BEGIN Available data

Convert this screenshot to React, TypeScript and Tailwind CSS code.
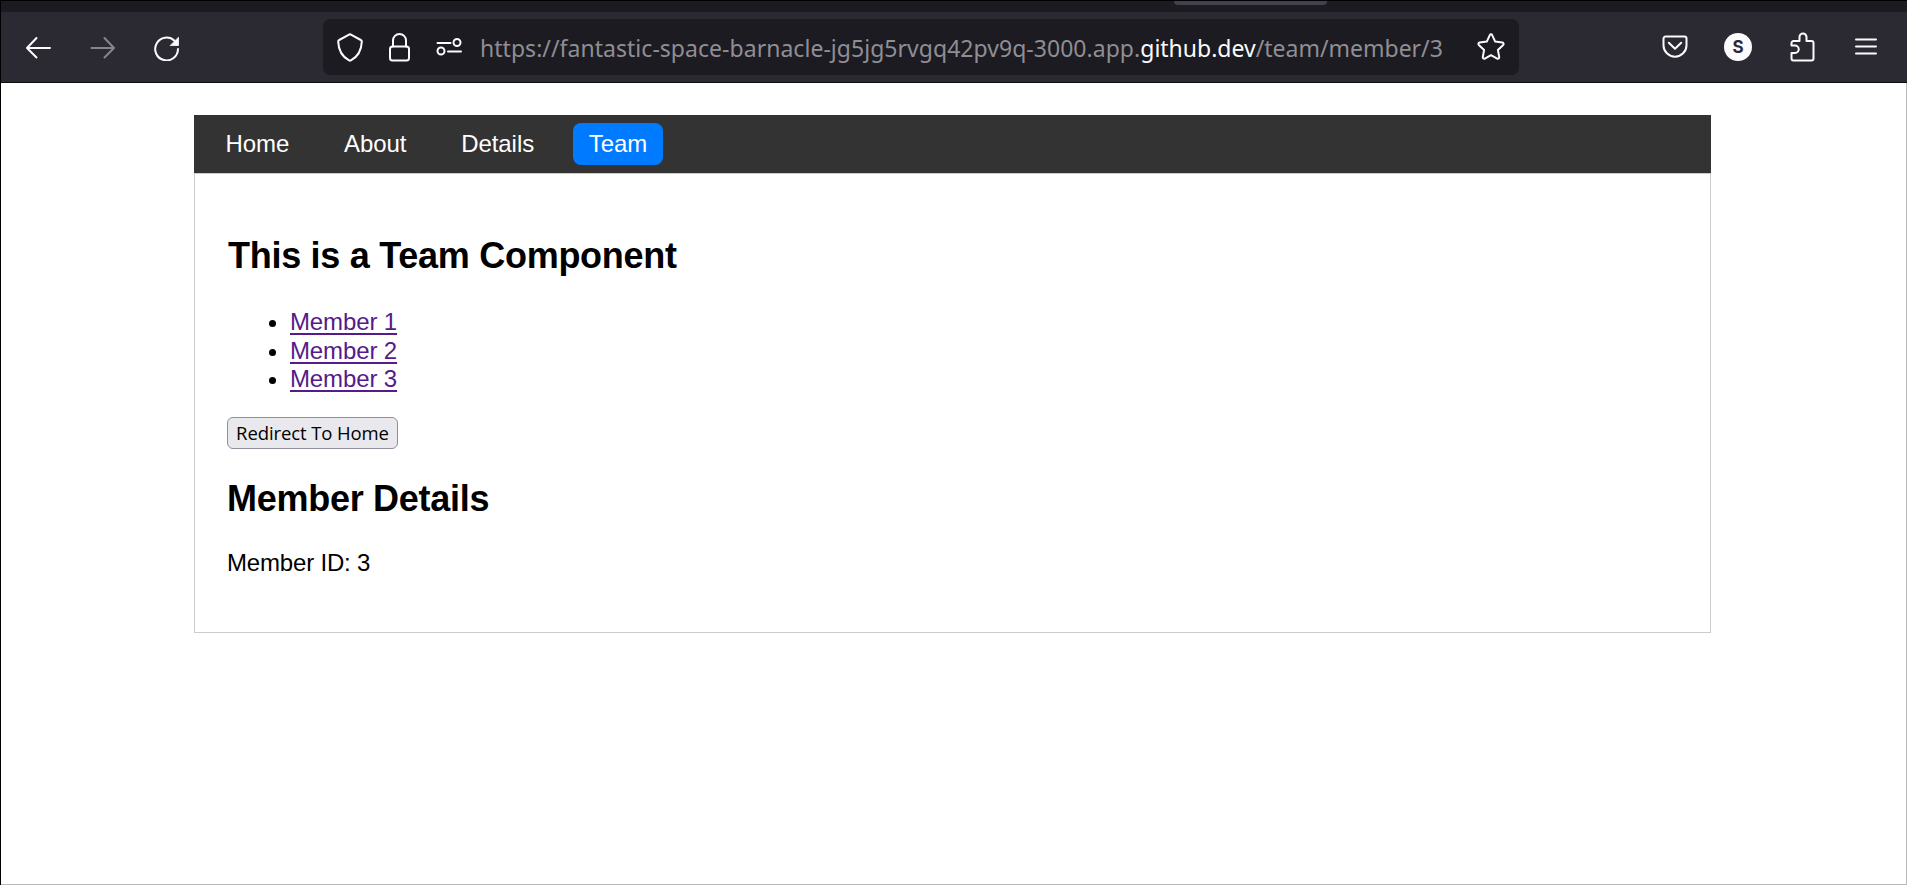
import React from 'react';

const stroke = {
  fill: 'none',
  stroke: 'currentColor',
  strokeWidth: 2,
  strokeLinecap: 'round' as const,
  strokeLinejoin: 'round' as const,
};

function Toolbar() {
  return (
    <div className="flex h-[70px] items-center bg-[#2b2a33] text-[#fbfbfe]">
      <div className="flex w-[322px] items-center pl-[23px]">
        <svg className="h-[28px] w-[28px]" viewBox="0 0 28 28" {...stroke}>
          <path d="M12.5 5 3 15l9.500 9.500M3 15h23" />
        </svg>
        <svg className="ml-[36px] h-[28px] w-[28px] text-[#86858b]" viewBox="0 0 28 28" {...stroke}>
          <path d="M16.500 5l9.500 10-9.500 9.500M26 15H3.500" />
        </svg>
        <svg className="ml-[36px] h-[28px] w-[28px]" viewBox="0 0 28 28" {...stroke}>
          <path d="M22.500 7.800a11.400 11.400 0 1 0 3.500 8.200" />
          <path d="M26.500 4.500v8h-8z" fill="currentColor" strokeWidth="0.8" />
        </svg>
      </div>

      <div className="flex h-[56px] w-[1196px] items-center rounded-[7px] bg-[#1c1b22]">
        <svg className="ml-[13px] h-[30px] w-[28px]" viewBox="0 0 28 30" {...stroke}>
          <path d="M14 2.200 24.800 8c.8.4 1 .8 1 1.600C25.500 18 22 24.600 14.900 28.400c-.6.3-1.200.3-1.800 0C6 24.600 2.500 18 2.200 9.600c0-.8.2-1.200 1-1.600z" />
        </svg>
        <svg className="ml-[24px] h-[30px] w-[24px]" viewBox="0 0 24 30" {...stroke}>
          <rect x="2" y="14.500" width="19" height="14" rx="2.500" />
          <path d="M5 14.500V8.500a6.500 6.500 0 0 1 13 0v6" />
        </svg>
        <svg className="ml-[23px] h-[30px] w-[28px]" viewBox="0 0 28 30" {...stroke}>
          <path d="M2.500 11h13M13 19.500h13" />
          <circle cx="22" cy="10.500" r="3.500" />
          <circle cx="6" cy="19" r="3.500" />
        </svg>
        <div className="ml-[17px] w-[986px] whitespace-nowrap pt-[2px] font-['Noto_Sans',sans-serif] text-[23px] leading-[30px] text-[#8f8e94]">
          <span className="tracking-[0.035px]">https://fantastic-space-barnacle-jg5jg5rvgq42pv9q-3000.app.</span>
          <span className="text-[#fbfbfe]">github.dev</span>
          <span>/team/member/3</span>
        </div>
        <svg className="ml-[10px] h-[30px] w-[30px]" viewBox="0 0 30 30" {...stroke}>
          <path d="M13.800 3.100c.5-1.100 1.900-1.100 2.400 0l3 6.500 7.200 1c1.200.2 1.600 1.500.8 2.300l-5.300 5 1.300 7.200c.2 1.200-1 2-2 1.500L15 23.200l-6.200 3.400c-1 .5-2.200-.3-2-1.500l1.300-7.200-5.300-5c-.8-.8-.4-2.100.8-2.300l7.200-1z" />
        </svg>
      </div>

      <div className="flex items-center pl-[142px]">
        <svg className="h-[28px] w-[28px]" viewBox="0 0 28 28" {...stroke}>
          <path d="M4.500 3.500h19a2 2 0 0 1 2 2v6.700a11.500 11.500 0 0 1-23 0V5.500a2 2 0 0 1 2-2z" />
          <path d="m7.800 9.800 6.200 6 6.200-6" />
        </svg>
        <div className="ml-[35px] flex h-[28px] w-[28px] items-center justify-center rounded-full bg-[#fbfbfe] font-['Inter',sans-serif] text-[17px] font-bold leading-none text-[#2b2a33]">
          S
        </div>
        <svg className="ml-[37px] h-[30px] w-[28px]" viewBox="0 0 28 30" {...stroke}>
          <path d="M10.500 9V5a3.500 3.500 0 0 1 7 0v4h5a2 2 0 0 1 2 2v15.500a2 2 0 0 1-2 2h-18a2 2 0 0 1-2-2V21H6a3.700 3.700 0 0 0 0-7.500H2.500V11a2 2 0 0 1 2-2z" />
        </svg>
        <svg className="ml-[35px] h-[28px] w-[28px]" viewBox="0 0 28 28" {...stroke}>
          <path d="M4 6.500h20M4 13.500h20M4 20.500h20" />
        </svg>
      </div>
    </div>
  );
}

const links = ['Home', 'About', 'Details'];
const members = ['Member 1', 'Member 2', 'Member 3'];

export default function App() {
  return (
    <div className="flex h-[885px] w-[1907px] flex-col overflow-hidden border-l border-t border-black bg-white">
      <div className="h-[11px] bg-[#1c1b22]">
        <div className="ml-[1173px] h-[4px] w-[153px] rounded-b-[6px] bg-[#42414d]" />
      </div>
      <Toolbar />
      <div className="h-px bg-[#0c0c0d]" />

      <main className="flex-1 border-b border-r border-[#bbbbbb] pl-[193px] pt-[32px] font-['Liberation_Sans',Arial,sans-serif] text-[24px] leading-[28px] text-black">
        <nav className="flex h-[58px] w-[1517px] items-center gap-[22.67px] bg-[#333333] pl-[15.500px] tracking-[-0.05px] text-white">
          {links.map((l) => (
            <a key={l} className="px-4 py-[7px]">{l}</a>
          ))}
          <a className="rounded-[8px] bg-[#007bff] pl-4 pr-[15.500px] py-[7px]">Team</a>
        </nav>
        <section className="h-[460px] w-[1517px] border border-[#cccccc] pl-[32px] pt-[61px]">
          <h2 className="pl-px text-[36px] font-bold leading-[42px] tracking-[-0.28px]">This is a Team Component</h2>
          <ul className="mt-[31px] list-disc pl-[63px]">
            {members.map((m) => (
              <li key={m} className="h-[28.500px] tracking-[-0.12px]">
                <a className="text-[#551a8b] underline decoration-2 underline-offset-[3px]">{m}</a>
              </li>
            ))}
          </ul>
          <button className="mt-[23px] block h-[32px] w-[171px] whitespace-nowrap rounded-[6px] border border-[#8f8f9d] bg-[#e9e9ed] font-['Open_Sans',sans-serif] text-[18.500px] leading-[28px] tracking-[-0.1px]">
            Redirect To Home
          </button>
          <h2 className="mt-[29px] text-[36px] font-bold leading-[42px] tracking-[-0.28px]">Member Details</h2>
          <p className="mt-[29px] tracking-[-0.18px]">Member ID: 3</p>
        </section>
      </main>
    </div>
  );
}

END Available data

Work to complete:
The data above should be repeated exactly, minus any pictures.

Expected answer:
Convert this screenshot to React, TypeScript and Tailwind CSS code.
import React from 'react';

const stroke = {
  fill: 'none',
  stroke: 'currentColor',
  strokeWidth: 2,
  strokeLinecap: 'round' as const,
  strokeLinejoin: 'round' as const,
};

function Toolbar() {
  return (
    <div className="flex h-[70px] items-center bg-[#2b2a33] text-[#fbfbfe]">
      <div className="flex w-[322px] items-center pl-[23px]">
        <svg className="h-[28px] w-[28px]" viewBox="0 0 28 28" {...stroke}>
          <path d="M12.5 5 3 15l9.500 9.500M3 15h23" />
        </svg>
        <svg className="ml-[36px] h-[28px] w-[28px] text-[#86858b]" viewBox="0 0 28 28" {...stroke}>
          <path d="M16.500 5l9.500 10-9.500 9.500M26 15H3.500" />
        </svg>
        <svg className="ml-[36px] h-[28px] w-[28px]" viewBox="0 0 28 28" {...stroke}>
          <path d="M22.500 7.800a11.400 11.400 0 1 0 3.500 8.200" />
          <path d="M26.500 4.500v8h-8z" fill="currentColor" strokeWidth="0.8" />
        </svg>
      </div>

      <div className="flex h-[56px] w-[1196px] items-center rounded-[7px] bg-[#1c1b22]">
        <svg className="ml-[13px] h-[30px] w-[28px]" viewBox="0 0 28 30" {...stroke}>
          <path d="M14 2.200 24.800 8c.8.4 1 .8 1 1.600C25.500 18 22 24.600 14.900 28.400c-.6.3-1.200.3-1.800 0C6 24.600 2.500 18 2.200 9.600c0-.8.2-1.200 1-1.600z" />
        </svg>
        <svg className="ml-[24px] h-[30px] w-[24px]" viewBox="0 0 24 30" {...stroke}>
          <rect x="2" y="14.500" width="19" height="14" rx="2.500" />
          <path d="M5 14.500V8.500a6.500 6.500 0 0 1 13 0v6" />
        </svg>
        <svg className="ml-[23px] h-[30px] w-[28px]" viewBox="0 0 28 30" {...stroke}>
          <path d="M2.500 11h13M13 19.500h13" />
          <circle cx="22" cy="10.500" r="3.500" />
          <circle cx="6" cy="19" r="3.500" />
        </svg>
        <div className="ml-[17px] w-[986px] whitespace-nowrap pt-[2px] font-['Noto_Sans',sans-serif] text-[23px] leading-[30px] text-[#8f8e94]">
          <span className="tracking-[0.035px]">https://fantastic-space-barnacle-jg5jg5rvgq42pv9q-3000.app.</span>
          <span className="text-[#fbfbfe]">github.dev</span>
          <span>/team/member/3</span>
        </div>
        <svg className="ml-[10px] h-[30px] w-[30px]" viewBox="0 0 30 30" {...stroke}>
          <path d="M13.800 3.100c.5-1.100 1.900-1.100 2.400 0l3 6.500 7.200 1c1.200.2 1.600 1.500.8 2.300l-5.300 5 1.300 7.200c.2 1.200-1 2-2 1.500L15 23.200l-6.200 3.400c-1 .5-2.200-.3-2-1.500l1.300-7.200-5.300-5c-.8-.8-.4-2.100.8-2.300l7.200-1z" />
        </svg>
      </div>

      <div className="flex items-center pl-[142px]">
        <svg className="h-[28px] w-[28px]" viewBox="0 0 28 28" {...stroke}>
          <path d="M4.500 3.500h19a2 2 0 0 1 2 2v6.700a11.500 11.500 0 0 1-23 0V5.500a2 2 0 0 1 2-2z" />
          <path d="m7.800 9.800 6.200 6 6.200-6" />
        </svg>
        <div className="ml-[35px] flex h-[28px] w-[28px] items-center justify-center rounded-full bg-[#fbfbfe] font-['Inter',sans-serif] text-[17px] font-bold leading-none text-[#2b2a33]">
          S
        </div>
        <svg className="ml-[37px] h-[30px] w-[28px]" viewBox="0 0 28 30" {...stroke}>
          <path d="M10.500 9V5a3.500 3.500 0 0 1 7 0v4h5a2 2 0 0 1 2 2v15.500a2 2 0 0 1-2 2h-18a2 2 0 0 1-2-2V21H6a3.700 3.700 0 0 0 0-7.500H2.500V11a2 2 0 0 1 2-2z" />
        </svg>
        <svg className="ml-[35px] h-[28px] w-[28px]" viewBox="0 0 28 28" {...stroke}>
          <path d="M4 6.500h20M4 13.500h20M4 20.500h20" />
        </svg>
      </div>
    </div>
  );
}

const links = ['Home', 'About', 'Details'];
const members = ['Member 1', 'Member 2', 'Member 3'];

export default function App() {
  return (
    <div className="flex h-[885px] w-[1907px] flex-col overflow-hidden border-l border-t border-black bg-white">
      <div className="h-[11px] bg-[#1c1b22]">
        <div className="ml-[1173px] h-[4px] w-[153px] rounded-b-[6px] bg-[#42414d]" />
      </div>
      <Toolbar />
      <div className="h-px bg-[#0c0c0d]" />

      <main className="flex-1 border-b border-r border-[#bbbbbb] pl-[193px] pt-[32px] font-['Liberation_Sans',Arial,sans-serif] text-[24px] leading-[28px] text-black">
        <nav className="flex h-[58px] w-[1517px] items-center gap-[22.67px] bg-[#333333] pl-[15.500px] tracking-[-0.05px] text-white">
          {links.map((l) => (
            <a key={l} className="px-4 py-[7px]">{l}</a>
          ))}
          <a className="rounded-[8px] bg-[#007bff] pl-4 pr-[15.500px] py-[7px]">Team</a>
        </nav>
        <section className="h-[460px] w-[1517px] border border-[#cccccc] pl-[32px] pt-[61px]">
          <h2 className="pl-px text-[36px] font-bold leading-[42px] tracking-[-0.28px]">This is a Team Component</h2>
          <ul className="mt-[31px] list-disc pl-[63px]">
            {members.map((m) => (
              <li key={m} className="h-[28.500px] tracking-[-0.12px]">
                <a className="text-[#551a8b] underline decoration-2 underline-offset-[3px]">{m}</a>
              </li>
            ))}
          </ul>
          <button className="mt-[23px] block h-[32px] w-[171px] whitespace-nowrap rounded-[6px] border border-[#8f8f9d] bg-[#e9e9ed] font-['Open_Sans',sans-serif] text-[18.500px] leading-[28px] tracking-[-0.1px]">
            Redirect To Home
          </button>
          <h2 className="mt-[29px] text-[36px] font-bold leading-[42px] tracking-[-0.28px]">Member Details</h2>
          <p className="mt-[29px] tracking-[-0.18px]">Member ID: 3</p>
        </section>
      </main>
    </div>
  );
}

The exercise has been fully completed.